— start —

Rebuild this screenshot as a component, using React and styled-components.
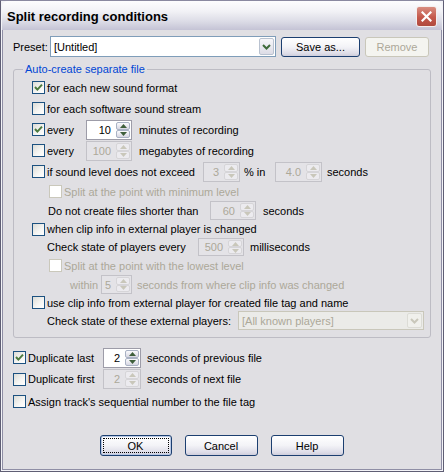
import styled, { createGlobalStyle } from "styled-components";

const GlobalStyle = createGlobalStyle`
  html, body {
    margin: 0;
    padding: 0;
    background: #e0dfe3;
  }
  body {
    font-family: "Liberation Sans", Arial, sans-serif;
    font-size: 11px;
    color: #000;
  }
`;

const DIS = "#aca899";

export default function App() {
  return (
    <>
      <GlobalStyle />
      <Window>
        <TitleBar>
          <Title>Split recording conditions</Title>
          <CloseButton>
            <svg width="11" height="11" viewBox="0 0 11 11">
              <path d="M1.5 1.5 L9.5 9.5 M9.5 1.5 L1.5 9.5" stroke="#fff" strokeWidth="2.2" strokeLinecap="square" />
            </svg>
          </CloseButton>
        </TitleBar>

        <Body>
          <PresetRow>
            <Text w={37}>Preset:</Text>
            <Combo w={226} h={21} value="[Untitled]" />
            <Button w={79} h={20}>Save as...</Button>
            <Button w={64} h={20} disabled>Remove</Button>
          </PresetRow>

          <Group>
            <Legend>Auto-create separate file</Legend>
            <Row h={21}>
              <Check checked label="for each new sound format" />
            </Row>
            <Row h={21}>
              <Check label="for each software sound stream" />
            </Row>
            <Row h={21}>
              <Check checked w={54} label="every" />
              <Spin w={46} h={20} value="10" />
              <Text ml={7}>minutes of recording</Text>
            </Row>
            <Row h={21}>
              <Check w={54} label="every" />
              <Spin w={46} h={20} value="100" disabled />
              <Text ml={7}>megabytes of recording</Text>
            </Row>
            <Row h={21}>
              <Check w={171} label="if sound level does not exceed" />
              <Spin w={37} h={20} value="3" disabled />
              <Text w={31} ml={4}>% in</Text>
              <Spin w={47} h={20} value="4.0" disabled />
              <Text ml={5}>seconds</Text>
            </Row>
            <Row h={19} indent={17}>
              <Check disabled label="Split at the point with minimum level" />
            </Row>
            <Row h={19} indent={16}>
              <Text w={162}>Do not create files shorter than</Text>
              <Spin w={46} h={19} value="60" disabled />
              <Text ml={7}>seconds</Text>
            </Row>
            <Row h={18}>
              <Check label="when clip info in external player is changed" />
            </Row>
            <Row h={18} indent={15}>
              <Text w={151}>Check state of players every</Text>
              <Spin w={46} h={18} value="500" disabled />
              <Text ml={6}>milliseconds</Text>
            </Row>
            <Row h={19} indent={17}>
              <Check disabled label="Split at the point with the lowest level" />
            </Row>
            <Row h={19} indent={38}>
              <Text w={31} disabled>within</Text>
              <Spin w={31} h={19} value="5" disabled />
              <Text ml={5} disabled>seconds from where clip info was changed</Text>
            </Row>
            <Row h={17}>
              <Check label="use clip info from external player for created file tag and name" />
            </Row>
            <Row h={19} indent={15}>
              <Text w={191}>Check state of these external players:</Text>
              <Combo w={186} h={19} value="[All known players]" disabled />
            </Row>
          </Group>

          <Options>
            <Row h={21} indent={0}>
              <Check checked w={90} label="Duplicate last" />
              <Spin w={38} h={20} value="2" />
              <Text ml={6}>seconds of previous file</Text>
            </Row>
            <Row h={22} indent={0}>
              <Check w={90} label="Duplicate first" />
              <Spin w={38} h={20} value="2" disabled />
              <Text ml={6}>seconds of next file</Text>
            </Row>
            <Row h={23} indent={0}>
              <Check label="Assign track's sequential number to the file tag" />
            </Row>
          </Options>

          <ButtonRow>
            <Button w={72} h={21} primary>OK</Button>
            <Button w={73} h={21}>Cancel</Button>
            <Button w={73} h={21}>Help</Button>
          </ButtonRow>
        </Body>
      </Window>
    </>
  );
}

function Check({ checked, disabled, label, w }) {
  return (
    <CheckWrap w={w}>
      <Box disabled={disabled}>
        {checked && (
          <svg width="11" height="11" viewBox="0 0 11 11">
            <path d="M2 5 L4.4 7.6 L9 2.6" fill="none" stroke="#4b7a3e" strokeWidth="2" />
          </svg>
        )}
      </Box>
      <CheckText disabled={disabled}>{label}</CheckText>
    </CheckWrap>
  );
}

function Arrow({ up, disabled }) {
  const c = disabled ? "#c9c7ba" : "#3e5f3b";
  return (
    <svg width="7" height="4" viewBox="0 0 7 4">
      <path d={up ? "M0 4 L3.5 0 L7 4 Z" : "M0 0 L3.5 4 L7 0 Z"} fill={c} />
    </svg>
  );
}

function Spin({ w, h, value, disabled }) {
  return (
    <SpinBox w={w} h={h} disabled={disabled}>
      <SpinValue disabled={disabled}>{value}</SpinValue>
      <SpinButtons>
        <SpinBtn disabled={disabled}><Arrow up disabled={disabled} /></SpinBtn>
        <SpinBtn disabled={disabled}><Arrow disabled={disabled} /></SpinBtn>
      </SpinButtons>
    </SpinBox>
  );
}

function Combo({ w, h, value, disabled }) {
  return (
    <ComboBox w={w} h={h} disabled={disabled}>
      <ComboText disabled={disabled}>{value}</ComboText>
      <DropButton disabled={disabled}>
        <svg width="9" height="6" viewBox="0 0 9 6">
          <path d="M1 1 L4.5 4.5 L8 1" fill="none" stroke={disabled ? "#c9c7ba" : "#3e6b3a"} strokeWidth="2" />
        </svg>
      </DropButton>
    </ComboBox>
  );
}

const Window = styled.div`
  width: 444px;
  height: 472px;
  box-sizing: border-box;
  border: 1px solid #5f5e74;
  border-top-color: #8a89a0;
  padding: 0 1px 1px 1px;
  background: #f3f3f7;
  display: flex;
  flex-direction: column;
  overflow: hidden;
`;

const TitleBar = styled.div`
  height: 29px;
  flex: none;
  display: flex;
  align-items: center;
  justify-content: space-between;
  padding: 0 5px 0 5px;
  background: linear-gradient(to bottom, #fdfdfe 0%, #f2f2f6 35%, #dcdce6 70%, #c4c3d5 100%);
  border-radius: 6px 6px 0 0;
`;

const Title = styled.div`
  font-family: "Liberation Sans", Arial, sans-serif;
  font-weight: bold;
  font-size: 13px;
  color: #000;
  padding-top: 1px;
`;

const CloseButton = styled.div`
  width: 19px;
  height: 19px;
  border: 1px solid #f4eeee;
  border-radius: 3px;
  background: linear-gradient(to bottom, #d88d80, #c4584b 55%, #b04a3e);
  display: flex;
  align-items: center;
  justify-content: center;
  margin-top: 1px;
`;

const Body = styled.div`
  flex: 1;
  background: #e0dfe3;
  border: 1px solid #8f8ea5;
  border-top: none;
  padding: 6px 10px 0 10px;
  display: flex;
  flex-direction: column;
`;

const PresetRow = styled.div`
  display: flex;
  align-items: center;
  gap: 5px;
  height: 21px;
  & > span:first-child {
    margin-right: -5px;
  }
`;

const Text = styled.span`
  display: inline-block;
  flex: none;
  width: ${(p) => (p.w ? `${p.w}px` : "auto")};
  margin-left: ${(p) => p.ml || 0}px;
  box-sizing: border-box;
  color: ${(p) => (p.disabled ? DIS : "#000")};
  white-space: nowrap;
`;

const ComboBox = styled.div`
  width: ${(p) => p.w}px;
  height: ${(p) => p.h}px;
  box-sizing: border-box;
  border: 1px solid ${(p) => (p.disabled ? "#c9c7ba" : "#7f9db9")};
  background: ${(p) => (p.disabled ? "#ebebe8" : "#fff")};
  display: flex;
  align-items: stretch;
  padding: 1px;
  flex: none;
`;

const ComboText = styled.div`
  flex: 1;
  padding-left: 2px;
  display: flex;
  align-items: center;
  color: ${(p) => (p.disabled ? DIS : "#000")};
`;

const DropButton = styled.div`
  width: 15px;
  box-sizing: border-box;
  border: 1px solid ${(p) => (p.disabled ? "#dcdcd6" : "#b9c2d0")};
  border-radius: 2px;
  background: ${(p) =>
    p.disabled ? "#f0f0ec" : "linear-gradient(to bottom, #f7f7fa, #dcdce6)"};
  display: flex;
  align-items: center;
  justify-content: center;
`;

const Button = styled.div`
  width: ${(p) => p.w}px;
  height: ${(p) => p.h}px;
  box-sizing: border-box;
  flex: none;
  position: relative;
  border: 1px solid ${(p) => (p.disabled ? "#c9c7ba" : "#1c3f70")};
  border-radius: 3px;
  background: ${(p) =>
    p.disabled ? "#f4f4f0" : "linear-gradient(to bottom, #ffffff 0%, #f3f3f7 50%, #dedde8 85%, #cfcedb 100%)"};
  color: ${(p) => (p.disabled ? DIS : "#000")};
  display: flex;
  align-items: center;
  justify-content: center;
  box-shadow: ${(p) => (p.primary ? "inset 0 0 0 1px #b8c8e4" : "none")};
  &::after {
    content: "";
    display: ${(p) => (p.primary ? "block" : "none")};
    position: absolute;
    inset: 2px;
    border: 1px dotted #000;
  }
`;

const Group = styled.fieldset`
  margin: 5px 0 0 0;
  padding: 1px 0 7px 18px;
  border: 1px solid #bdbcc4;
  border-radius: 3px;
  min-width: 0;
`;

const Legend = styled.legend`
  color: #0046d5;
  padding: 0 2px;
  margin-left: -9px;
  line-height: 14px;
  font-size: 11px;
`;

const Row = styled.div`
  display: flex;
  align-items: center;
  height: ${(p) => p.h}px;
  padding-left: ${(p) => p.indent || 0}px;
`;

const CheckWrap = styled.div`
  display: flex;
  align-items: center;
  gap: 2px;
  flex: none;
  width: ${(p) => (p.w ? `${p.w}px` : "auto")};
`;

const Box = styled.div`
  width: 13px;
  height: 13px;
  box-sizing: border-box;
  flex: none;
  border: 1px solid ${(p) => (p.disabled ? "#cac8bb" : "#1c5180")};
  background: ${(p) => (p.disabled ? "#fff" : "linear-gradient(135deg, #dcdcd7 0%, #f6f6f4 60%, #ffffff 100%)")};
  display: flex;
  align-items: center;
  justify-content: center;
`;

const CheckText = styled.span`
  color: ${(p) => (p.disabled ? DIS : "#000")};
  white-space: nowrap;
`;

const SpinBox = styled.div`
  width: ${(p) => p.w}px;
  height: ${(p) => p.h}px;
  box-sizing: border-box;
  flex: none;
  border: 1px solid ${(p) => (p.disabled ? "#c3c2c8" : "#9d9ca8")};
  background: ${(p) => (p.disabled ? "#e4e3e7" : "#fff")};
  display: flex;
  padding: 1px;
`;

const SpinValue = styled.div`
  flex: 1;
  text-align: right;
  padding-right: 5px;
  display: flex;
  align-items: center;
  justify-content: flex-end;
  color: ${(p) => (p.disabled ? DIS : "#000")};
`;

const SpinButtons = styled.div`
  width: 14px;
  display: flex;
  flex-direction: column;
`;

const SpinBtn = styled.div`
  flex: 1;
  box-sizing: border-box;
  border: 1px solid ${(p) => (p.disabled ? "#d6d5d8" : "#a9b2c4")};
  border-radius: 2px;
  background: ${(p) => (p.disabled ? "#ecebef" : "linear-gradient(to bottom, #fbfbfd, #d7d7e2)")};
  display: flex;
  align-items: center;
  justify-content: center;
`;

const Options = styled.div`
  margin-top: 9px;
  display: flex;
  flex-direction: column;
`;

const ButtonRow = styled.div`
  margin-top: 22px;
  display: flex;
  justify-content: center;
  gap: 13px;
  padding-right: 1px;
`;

— end —

Repeat the listing above from its first line through the line that contains "</PresetRow>", both included, and nothing more. Drop the pictures.

## Result below
Rebuild this screenshot as a component, using React and styled-components.
import styled, { createGlobalStyle } from "styled-components";

const GlobalStyle = createGlobalStyle`
  html, body {
    margin: 0;
    padding: 0;
    background: #e0dfe3;
  }
  body {
    font-family: "Liberation Sans", Arial, sans-serif;
    font-size: 11px;
    color: #000;
  }
`;

const DIS = "#aca899";

export default function App() {
  return (
    <>
      <GlobalStyle />
      <Window>
        <TitleBar>
          <Title>Split recording conditions</Title>
          <CloseButton>
            <svg width="11" height="11" viewBox="0 0 11 11">
              <path d="M1.5 1.5 L9.5 9.5 M9.5 1.5 L1.5 9.5" stroke="#fff" strokeWidth="2.2" strokeLinecap="square" />
            </svg>
          </CloseButton>
        </TitleBar>

        <Body>
          <PresetRow>
            <Text w={37}>Preset:</Text>
            <Combo w={226} h={21} value="[Untitled]" />
            <Button w={79} h={20}>Save as...</Button>
            <Button w={64} h={20} disabled>Remove</Button>
          </PresetRow>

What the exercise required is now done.